University researchers recently published a study analyzing the material properties of alginate graphene oxide, which could lead to new developments in both cancer research and 3D printing technology for human organ printing.
The team aims to simulate the environment in which tumors grow and use that simulation to predict the response of human cells to tumor growth.“There’s (an) ongoing hypothesis that if you make (a cell) matrix that’s disregulated and stiffer … (it may) also support more aggressive tumor cells,” said Ian Wong, assistant professor of molecular pharmacology, physiology, biotechnology and engineering, who oversaw the study.
The adjustable stiffness of alginate GO allows researchers to examine how changes in stiffness affect cell behavior, he added. In addition, the discovery of alginate GO’s properties could potentially be used to develop cancer immunotherapies, improve drug delivery and aid in tissue engineering.
The study found that by adding a certain amount of GO to alginate gel, a jello-like substrate, a firmer gel is produced; this new gel can be used in ways distinct from the uses of pure alginate gel. Thomas Valentin GS , the principal investigator of the study, described the experimental process. First, the team tested if the mixture could behave like a liquid, a property which is ideal for particular kinds of 3D printing. Second, the researchers evaluated the mixture’s ability to withstand various pressure and stress tests.
The team found that the alginate GO mixture is stronger and stiffer than just alginate, all while behaving in the liquid-like manner required of biomaterials used for 3D printing. Valentin worked closely with co-investigators Alex Landauer ScM ’16 GS, Luke Morales ’18 and other researchers based at the School of Engineering, University of Wisconsin and the National University of Singapore.
The researchers chose GO to add to the alginate because they knew it was “a material several orders of magnitude stiffer than alginate,” Valentin said. GO is unique because it is comprised of a sheet of “atomically thin carbon,” making it one of the strongest materials in the world.
The findings of this study build on Valentin’s previous work, which demonstrated that it was possible to 3D print using alginate through a process called stereolithography, whereby a laser beam passes over a vat of liquid and transforms selected liquid molecules into a solid shape.
Using the combination of stereolithography and alginate GO, scientists can now 3D print human organs with internal channels that mimic blood vessels in human tissues, a feat not previously possible using alginate alone because alginate is “too soft … and hard to handle,” Wong said.

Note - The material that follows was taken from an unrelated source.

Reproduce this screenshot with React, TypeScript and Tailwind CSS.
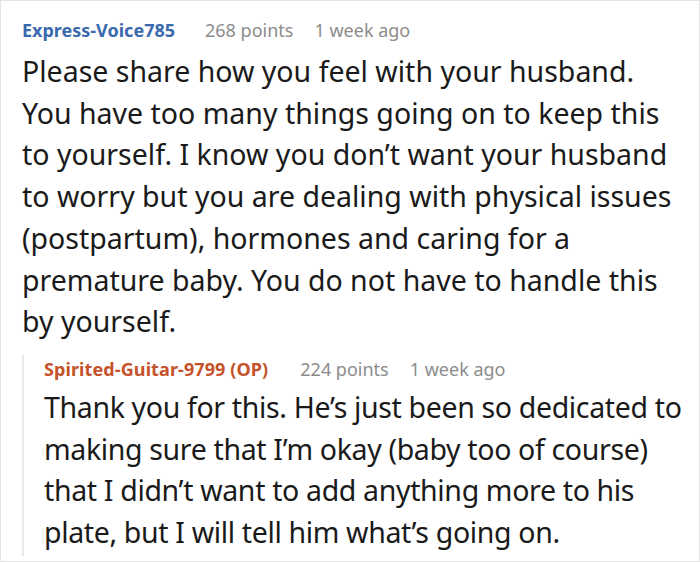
import React from "react";

export default function App() {
  return (
    <div className="w-[700px] h-[562px] bg-white border border-[#e4e4e4] overflow-hidden" style={{ fontFamily: '"Noto Sans", "Open Sans", sans-serif' }}>
      <div className="pl-[21px] pt-[15px] pr-[20px]">
        <div className="flex items-baseline text-[18px] leading-[28px]">
          <span className="font-bold text-[#3a69ad]">Express-Voice785</span>
          <span className="ml-[30px] text-[#8c8c8c]">268 points</span>
          <span className="ml-[21px] text-[#8c8c8c]">1 week ago</span>
        </div>
        <p className="mt-[7px] text-[28.5px] leading-[41.7px] text-[#1a1a1a]">
          Please share how you feel with your husband. You have too many things going on to keep this to yourself. I know you don’t want your husband to worry but you are dealing with physical issues (postpartum), hormones and caring for a premature baby. You do not have to handle this by yourself.
        </p>
        <div className="mt-[12px] border-l-2 border-[#e8e8e8] pl-[20px] pb-[2px] -mr-[20px]">
          <div className="flex items-baseline text-[18px] leading-[28px]">
            <span className="font-bold text-[#c4532b] tracking-[0.1px]">Spirited-Guitar-9799 (OP)</span>
            <span className="ml-[32px] text-[#8c8c8c]">224 points</span>
            <span className="ml-[21px] text-[#8c8c8c]">1 week ago</span>
          </div>
          <p className="mt-[4px] text-[28.5px] leading-[41.7px] text-[#1a1a1a] tracking-[-0.35px]">
            Thank you for this. He’s just been so dedicated to making sure that I’m okay (baby too of course) that I didn’t want to add anything more to his plate, but I will tell him what’s going on.
          </p>
        </div>
      </div>
    </div>
  );
}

3D-printed organ cells typically suffer from a short lifespan due to a lack of nutrient delivery to the center of the organ and its cells, which can lead to potential cell and organ death. Now that this new 3D printing technology allows for the printing of blood vessels throughout the organ, nutrient delivery to the centermost cells of the organ is possible, which increases the organ’s shelf life, Valentin said. These innovations will allow researchers to 3D print vascular (blood vessel) systems.
Moving forward, the next step for researchers will be to further optimize the material for other properties, which in turn could lead to additional applications. Two properties that are most exciting to researchers are oil repellency and anti-fouling behavior. “If we optimize these, we could have many applications for marine anti-fouling, (such as) sensors that can take readings during an oil spill,” Valentin said. One day, the oil repelling abilities of alginate GO could be used to prevent fouling by oils and corrosion by seawater, he added.
Although GO is commonly added to various compounds, including certain types of plastics, this is the first time it has been used in biomaterials for 3D printing, said Robert Hurt, professor of engineering and founding director of the University’s Institute for Molecular and Nanoscale Innovation, whose research concerns environmental and biological safety testing of new materials. “The use of (GO) for 3D printing is a very specific application. You could easily take this further. It’s not expensive or difficult,” he said.
Correction: An earlier version of this article stated that “scientists can now 3D print human organs with blood vessels.” In fact, scientists can now 3D print biomaterials with internal channels that mimic blood vessels in human tissues. Therefore, the headline “Researchers improve 3D printed biomaterials” is more accurate. The article also mistitled Ian Wong as associate professor of molecular pharmacology, physiology, biotechnology and engineering. In fact, he is assistant professor of molecular pharmacology, physiology, biotechnology and engineering. The Herald regrets the errors.